I have spoken to lecturers and students who use these buildings and they have shown me timetables with specific details of when classes are held at these buildings. It’s not true that students go there only to pick educational material for the distance learning courses they follow at home. Lecturers and students go regularly to the EIE buildings at Ta’ Xbiex for lectures.
Is Cappitta allowed to break the law because he is a PN activist (in 2005 he contested the Iklin local council elections for the PN at Iklin, where he obtained only 25 votes? Is he above the law because the PN appointed him in their higher education issue group?
Undoubtedly Cappitta is very well connected, and this has made it easier for him to create the impression that he provides top quality educational opportunities. He managed to dupe over 40 students by enrolling them in diploma, first and second degree courses run by the Malta Centre of the European University (EU) based in Switzerland – a bogus institution which serious educational authorities abroad (but not in Malta) list in their websites to warn their citizens of fake universities before registering for their expensive courses.
EIE projected this fake university as a prestigious educational institution that would enhance Malta’s higher education system. Over 40 people were taken in by an ad in the The Times saying that EIE was “recognised by the Government of Malta, by the Ministry of Education, Malta.” The glossy EIE/EU brochure also said that all the work in the curriculum has been organised in Malta and corrected in Malta under the auspices of the education ministry. The Minister launched the Malta Centre of the European University.
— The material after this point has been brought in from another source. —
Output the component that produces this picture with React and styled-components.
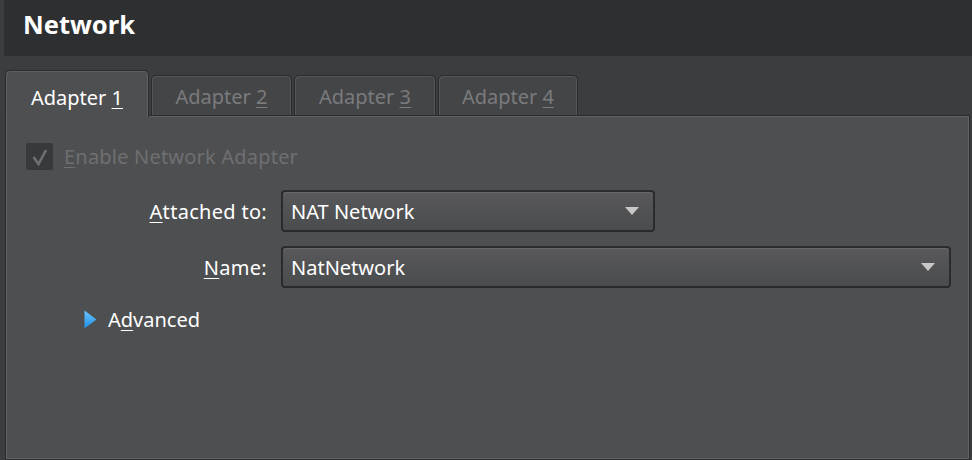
import styled, { createGlobalStyle } from 'styled-components';

const Global = createGlobalStyle`
  html, body {
    margin: 0;
    padding: 0;
    background: #3c3d3f;
    font-family: "Segoe UI", "Noto Sans", "Open Sans", sans-serif;
  }
`;

const Page = styled.div`
  width: 972px;
  height: 460px;
  display: flex;
  flex-direction: column;
  overflow: hidden;
  background: #3c3d3f;
`;

const Header = styled.div`
  margin-left: 4px;
  height: 56px;
  flex-shrink: 0;
  background: #2e2f31;
  display: flex;
  align-items: center;
  padding: 0 0 9px 19px;
  box-sizing: border-box;
  color: #ffffff;
  font-size: 25.5px;
  font-weight: 700;
`;

const TabBar = styled.div`
  display: flex;
  align-items: flex-end;
  gap: 2px;
  margin: 14px 0 0 5px;
  position: relative;
  z-index: 1;
`;

const Tab = styled.div`
  box-sizing: border-box;
  height: ${p => (p.$active ? '47px' : '40px')};
  width: ${p => p.$w}px;
  margin-bottom: ${p => (p.$active ? '-2px' : '0')};
  padding-top: ${p => (p.$active ? '6px' : '2px')};
  display: flex;
  align-items: center;
  justify-content: center;
  border: 1px solid #2a2b2d;
  border-bottom: none;
  border-radius: 5px 5px 0 0;
  background: ${p => (p.$active ? '#4e4f51' : '#444547')};
  box-shadow: inset 1px 1px 0 ${p => (p.$active ? '#5e5f61' : '#555658')},
    inset -1px 0 0 ${p => (p.$active ? '#5e5f61' : '#555658')};
  color: ${p => (p.$active ? '#ffffff' : '#7a7b7d')};
  font-size: 20px;
`;

const U = styled.span`
  text-decoration: underline;
  text-underline-offset: 3px;
  text-decoration-thickness: 1px;
`;

const Pane = styled.div`
  flex: 1;
  margin: 0 2px 0 5px;
  border: 1px solid #2a2b2d;
  box-shadow: inset 0 0 0 1px #626365;
  background: #4e4f51;
  padding: 27px 18px 0 20px;
  display: flex;
  flex-direction: column;
`;

const CheckRow = styled.div`
  display: flex;
  align-items: center;
  gap: 11px;
  color: #6e6f71;
  font-size: 20px;
  letter-spacing: 0.2px;
`;

const CheckBox = styled.div`
  width: 27px;
  height: 27px;
  background: #38393b;
  border-radius: 2px;
  display: flex;
  align-items: center;
  justify-content: center;
`;

const Form = styled.div`
  display: grid;
  grid-template-columns: 241px 1fr;
  column-gap: 14px;
  row-gap: 14px;
  margin-top: 20px;
  align-items: center;
`;

const Label = styled.div`
  text-align: right;
  color: #ffffff;
  font-size: 20px;
  letter-spacing: 0.3px;
`;

const Combo = styled.div`
  box-sizing: border-box;
  height: 42px;
  width: ${p => (p.$w ? `${p.$w}px` : '100%')};
  border: 2px solid #2a2b2d;
  border-radius: 4px;
  background: linear-gradient(#59595b, #505153 55%, #4b4c4e);
  box-shadow: inset 0 1px 0 #676869;
  display: flex;
  align-items: center;
  justify-content: space-between;
  padding: 0 14px 0 8px;
  color: #ffffff;
  font-size: 20px;
`;

const Arrow = styled.div`
  width: 0;
  height: 0;
  border-left: 7px solid transparent;
  border-right: 7px solid transparent;
  border-top: 8px solid #c8c8c8;
`;

const Advanced = styled.div`
  display: flex;
  align-items: center;
  gap: 11px;
  margin: 18px 0 0 58px;
  color: #ffffff;
  font-size: 20px;
`;

const tabs = [
  { n: '1', w: 144 },
  { n: '2', w: 141 },
  { n: '3', w: 142 },
  { n: '4', w: 140 },
];

export default function App() {
  return (
    <Page>
      <Global />
      <Header>Network</Header>
      <TabBar>
        {tabs.map((t, i) => (
          <Tab key={t.n} $active={i === 0} $w={t.w}>
            <span>
              Adapter <U>{t.n}</U>
            </span>
          </Tab>
        ))}
      </TabBar>
      <Pane>
        <CheckRow>
          <CheckBox>
            <svg width="18" height="18" viewBox="0 0 18 18">
              <path d="M2.5 9 L7.5 16 L15 2" fill="none" stroke="#6e6f71" strokeWidth="2.6" />
            </svg>
          </CheckBox>
          <span>
            <U>E</U>nable Network Adapter
          </span>
        </CheckRow>
        <Form>
          <Label>
            <U>A</U>ttached to:
          </Label>
          <Combo $w={374}>
            <span>NAT Network</span>
            <Arrow />
          </Combo>
          <Label>
            <U>N</U>ame:
          </Label>
          <Combo>
            <span>NatNetwork</span>
            <Arrow />
          </Combo>
        </Form>
        <Advanced>
          <svg width="13" height="19" viewBox="0 0 13 19">
            <defs>
              <linearGradient id="tri" x1="0" y1="0" x2="0" y2="1">
                <stop offset="0" stopColor="#6cc6ff" />
                <stop offset="1" stopColor="#1f8fe6" />
              </linearGradient>
            </defs>
            <path d="M0.5 0.5 L12.5 9.5 L0.5 18.5 Z" fill="url(#tri)" />
          </svg>
          <span>
            A<U>d</U>vanced
          </span>
        </Advanced>
      </Pane>
    </Page>
  );
}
When its president Dr Dirk Craen visited Malta, Prime Minister Lawrence Gonzi welcomed him with open arms in April 2006. The PN government did all it can to give the European University credibility.
Now, the students who paid so much money to follow their courses through EIE have been told (too late) by the Malta Qualification Recognition Information Centre (MQRIC) that their degree cannot be recognised as a degree, and that the European University is not accredited as a university after all. The EIE is trying to create the impression that it’s not responsible for the Malta Centre of the European University any longer. But next month over 20 students are going to ‘graduate’ after following a first degree course in Business Administration and these degrees are to be awarded by the European ‘university’. I have seen circulars written this year by EIE to their students which are stamped with the European University logo.
The Minister of Education has failed to deliver on her promise to bring a higher education bill to parliament before June 2009. She is taking too long to act to regulate the higher education sector in Malta, to set high standards and to stop unscrupulous operators from cheating students by selling them fake degrees. It is shameful that the PN government and the educational authorities continue to protect those who are exploiting the aspirations of those who want to further their education and snatch their hard earned money and shatter their dreams.